A graph may already be disconnected:
A -- B -- C
D -- E
The DFS must launch from every unvisited vertex.
The implementation above handles this with:
for vertex in graph:
if vertex not in disc:
dfs(vertex)
Without this loop, articulation points in later components would be missed.
Common Example
Consider:
A -- B -- C
|
D -- E
Articulation points:
B
D
Removing B separates A from the C-D-E region.
Removing D separates E.
Removing C does not disconnect the remaining graph.
Removing A does not disconnect the remaining graph.
Complexity Analysis
Let:
V= number of verticesE= number of edges
The DFS processes each vertex once and each undirected edge twice.

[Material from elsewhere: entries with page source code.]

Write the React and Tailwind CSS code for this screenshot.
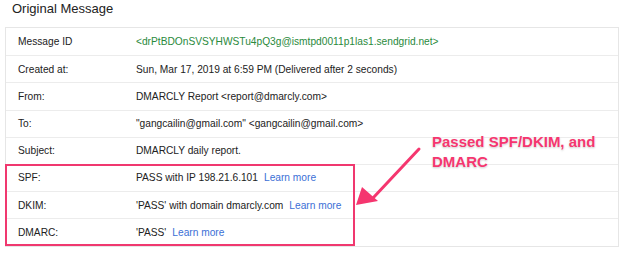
const rows = [
  { label: 'Message ID', value: <span className="text-[#2a8a3c]">{'<drPtBDOnSVSYHWSTu4pQ3g@ismtpd0011p1las1.sendgrid.net>'}</span> },
  { label: 'Created at:', value: 'Sun, Mar 17, 2019 at 6:59 PM (Delivered after 2 seconds)' },
  { label: 'From:', value: 'DMARCLY Report <report@dmarcly.com>' },
  { label: 'To:', value: '"gangcailin@gmail.com" <gangcailin@gmail.com>' },
  { label: 'Subject:', value: 'DMARCLY daily report.' },
  { label: 'SPF:', value: 'PASS with IP 198.21.6.101', link: true },
  { label: 'DKIM:', value: "'PASS' with domain dmarcly.com", link: true },
  { label: 'DMARC:', value: "'PASS'", link: true },
]

export default function App() {
  return (
    <div className="w-[624px] h-[255px] bg-white text-[#222] overflow-hidden" style={{ fontFamily: '"Liberation Sans", Arial, sans-serif' }}>
      <h1 className="pl-3 h-[27px] text-[13px] leading-[17px]">Original Message</h1>

      <div className="relative ml-[5px] w-[614px] border border-[#e6e6e6]">
        {rows.map((r, i) => (
          <div key={r.label} className={`flex items-center h-[27.2px] text-[10.2px] ${i > 0 ? 'border-t border-[#ececec]' : ''}`}>
            <div className="w-[130px] pl-[12px]">{r.label}</div>
            <div className="flex-1">
              {r.value}
              {r.link && <span className="ml-[6px] text-[#3b6fd6]">Learn more</span>}
            </div>
          </div>
        ))}

        {/* highlight box */}
        <div className="absolute left-[-1px] top-[136px] w-[350px] h-[82px] border-2 border-[#f0386f]" />

        {/* annotation */}
        <div
          className="absolute left-[426px] top-[104px] text-[15px] leading-[20px] font-bold text-[#f5366f]"
          style={{ textShadow: '0 0 2px #fff, 0 1px 2px rgba(0,0,0,0.25)' }}
        >
          Passed SPF/DKIM, and
          <br />
          DMARC
        </div>

        <svg className="absolute left-[340px] top-[114px]" width="90" height="70" viewBox="0 0 90 70">
          <path d="M73 7 L27 56" stroke="#f5366f" strokeWidth="3" strokeLinecap="round" />
          <path d="M10 63 L16 45 L32 59 Z" fill="#f5366f" />
        </svg>
      </div>
    </div>
  )
}
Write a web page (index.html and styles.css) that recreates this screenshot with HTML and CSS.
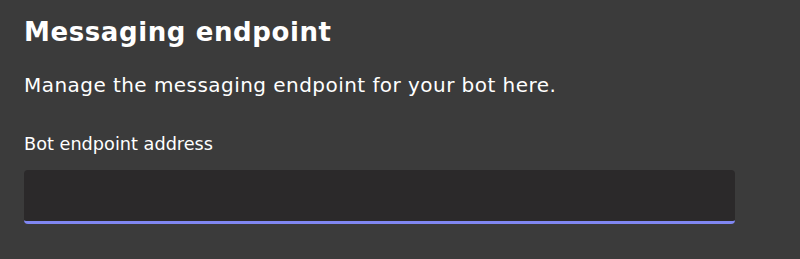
FILE: index.html
```html
<!DOCTYPE html>
<html>
<head>
<meta charset="utf-8">
<link rel="stylesheet" href="styles.css">
</head>
<body>
<div class="page">
  <h1 class="title">Messaging endpoint</h1>
  <p class="desc">Manage the messaging endpoint for your bot here.</p>
  <label class="label" for="ep">Bot endpoint address</label>
  <input class="field" id="ep" type="text">
</div>
</body>
</html>
```
FILE: styles.css
```css
html, body {
  margin: 0;
  padding: 0;
  background: #3b3b3b;
}
.page {
  font-family: "DejaVu Sans", Verdana, sans-serif;
  color: #ffffff;
  padding: 16px 24px 0 24px;
  width: 711px;
  display: flex;
  flex-direction: column;
}
.title {
  margin: 0;
  font-size: 26px;
  font-weight: bold;
  line-height: 32px;
  letter-spacing: 0.6px;
}
.desc {
  margin: 25px 0 0 0;
  font-size: 20px;
  line-height: 24px;
  letter-spacing: 0.45px;
}
.label {
  margin-top: 35px;
  font-size: 17.7px;
  line-height: 24px;
}
.field {
  margin-top: 14px;
  box-sizing: border-box;
  width: 711px;
  height: 54px;
  background: #2b292a;
  border: none;
  border-bottom: 3px solid #8087f2;
  border-radius: 4px;
  outline: none;
  padding: 0 12px;
  color: #fff;
}
```
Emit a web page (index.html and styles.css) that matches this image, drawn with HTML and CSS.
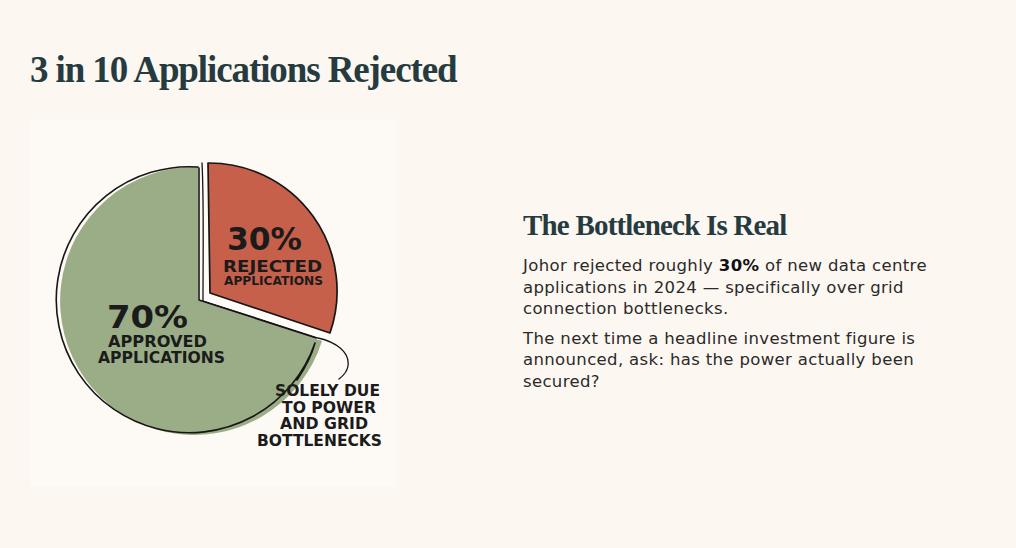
FILE: index.html
```html
<!DOCTYPE html>
<html>
<head>
<meta charset="utf-8">
<link rel="stylesheet" href="styles.css">
</head>
<body>
<div class="page">
  <h1 class="title">3 in 10 Applications Rejected</h1>
  <div class="content">
    <div class="figure">
      <svg class="chart" width="366" height="366" viewBox="30 120 366 366" xmlns="http://www.w3.org/2000/svg">
        <rect x="30" y="120" width="366" height="366" fill="#fdf9f4"/>
        <!-- white gap band -->
        <path d="M203 164 L209 164 L211 293 L331 333 L322 341 L203 302 Z" fill="#fffcf8"/>
        <!-- green slice -->
        <path d="M198 167 L198 300 L322 341 A134 134 0 1 1 198 167 Z" fill="#9aad86"/>
        <path d="M199 168 L199 300 L316 338 M198 167 A133 133 0 1 0 315 343 C311 358 305 368 297 380" fill="none" stroke="#161616" stroke-width="1.6" stroke-linejoin="round" stroke-linecap="round"/>
        <!-- red slice -->
        <path d="M208 163 L210 293 L330 333 A128 128 0 0 0 208 163 Z" fill="#c6604b" stroke="#161616" stroke-width="1.7" stroke-linejoin="round"/>
        <!-- outline of gap band -->
        <path d="M202 163 C204 200 203 260 203 301 L318 338 C336 342 350 352 348 366 C347 372 343 376 339 379" fill="none" stroke="#161616" stroke-width="1.3" stroke-linecap="round"/>
        <g class="lbl">
          <text x="227" y="250" class="big" textLength="75" lengthAdjust="spacingAndGlyphs">30%</text>
          <text x="223" y="272" class="mid" textLength="99" lengthAdjust="spacingAndGlyphs">REJECTED</text>
          <text x="224" y="285" class="small" textLength="99" lengthAdjust="spacingAndGlyphs">APPLICATIONS</text>
          <text x="107" y="328" class="big" textLength="81" lengthAdjust="spacingAndGlyphs">70%</text>
          <text x="108" y="347" class="mid" textLength="99" lengthAdjust="spacingAndGlyphs">APPROVED</text>
          <text x="98" y="363" class="mid" textLength="127" lengthAdjust="spacingAndGlyphs">APPLICATIONS</text>
          <text x="275" y="396" class="note" textLength="105" lengthAdjust="spacingAndGlyphs">SOLELY DUE</text>
          <text x="282" y="413" class="note" textLength="94" lengthAdjust="spacingAndGlyphs">TO POWER</text>
          <text x="280" y="429" class="note" textLength="88" lengthAdjust="spacingAndGlyphs">AND GRID</text>
          <text x="257" y="446" class="note" textLength="125" lengthAdjust="spacingAndGlyphs">BOTTLENECKS</text>
        </g>
      </svg>
    </div>
    <div class="text">
      <h2 class="subtitle">The Bottleneck Is Real</h2>
      <p class="para">Johor rejected roughly <strong>30%</strong> of new data centre applications in 2024 — specifically over grid connection bottlenecks.</p>
      <p class="para">The next time a headline investment figure is announced, ask: has the power actually been secured?</p>
    </div>
  </div>
</div>
</body>
</html>
```

FILE: styles.css
```css
html, body {
  margin: 0;
  padding: 0;
  background: #fdf7f1;
}
.page {
  padding: 48px 0 0 30px;
  width: 1016px;
  height: 548px;
  box-sizing: border-box;
}
.title {
  margin: 0 0 29px 0;
  font-family: "Liberation Serif", "DejaVu Serif", serif;
  font-weight: 700;
  font-size: 37px;
  line-height: 43px;
  letter-spacing: -1.1px;
  color: #263b40;
}
.content {
  display: flex;
  align-items: center;
  gap: 127px;
}
.figure {
  width: 366px;
  height: 366px;
  flex: none;
}
.chart {
  display: block;
}
.lbl text {
  font-family: "DejaVu Sans", sans-serif;
  font-weight: 700;
  fill: #1b1b1b;
}
.lbl .big {
  font-size: 32px;
}
.lbl .mid {
  font-size: 15.5px;
}
.lbl .small {
  font-size: 12.5px;
}
.lbl .note {
  font-size: 15px;
}
.text {
  width: 425px;
  padding-top: 2px;
}
.subtitle {
  margin: 0 0 13px 0;
  font-family: "Liberation Serif", "DejaVu Serif", serif;
  font-weight: 700;
  font-size: 29px;
  line-height: 34px;
  letter-spacing: -0.8px;
  color: #263b40;
}
.para {
  margin: 0 0 8px 0;
  font-family: "DejaVu Sans", sans-serif;
  font-size: 16.5px;
  line-height: 21.5px;
  letter-spacing: 0.35px;
  color: #2a2a2a;
}
.para strong {
  font-weight: 700;
  color: #111;
}
```
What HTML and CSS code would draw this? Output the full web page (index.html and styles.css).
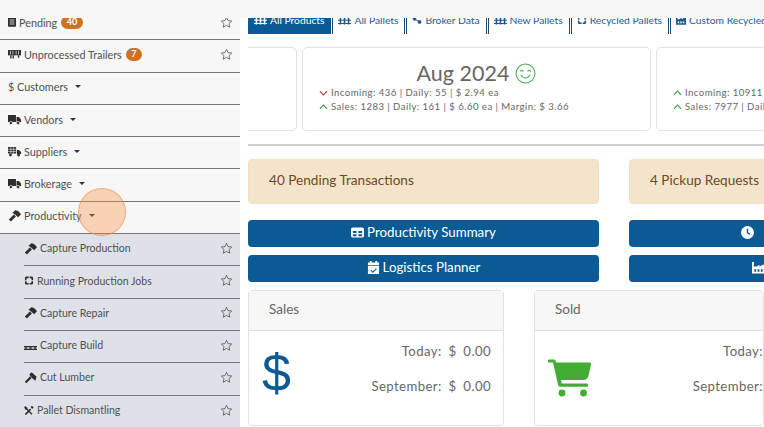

| Operation | Complexity |
|---|---|
| Compute discovery times | O(V + E) |
| Compute low-link values | O(V + E) |
| Find articulation points | O(V + E) |
| Memory usage | O(V) |
The algorithm is linear in graph size.
This makes it suitable for large sparse networks.
Common Pitfalls
Do not use the directed-graph SCC algorithm here. Articulation points are usually defined for undirected graphs.
Do not forget the special root rule.
Do not treat the parent edge as a back edge.
Do not stop after one DFS if the graph is disconnected.
Do not use low[neighbor] > disc[vertex] for articulation points. The correct non-root condition is:
low[neighbor] >= disc[vertex]
The strict version belongs to bridge detection, covered next.
Do not ignore isolated vertices. They are not articulation points because removing them does not increase the number of connected components among the remaining vertices.
Takeaway
Articulation points identify vertices whose removal disconnects an undirected graph. They expose single points of failure in networks, transportation systems, infrastructure graphs, and communication structures. The efficient algorithm uses one DFS, discovery times, and low-link values to determine whether child subtrees can reach ancestors without passing through their parent. This low-link pattern is a recurring tool in advanced graph algorithms.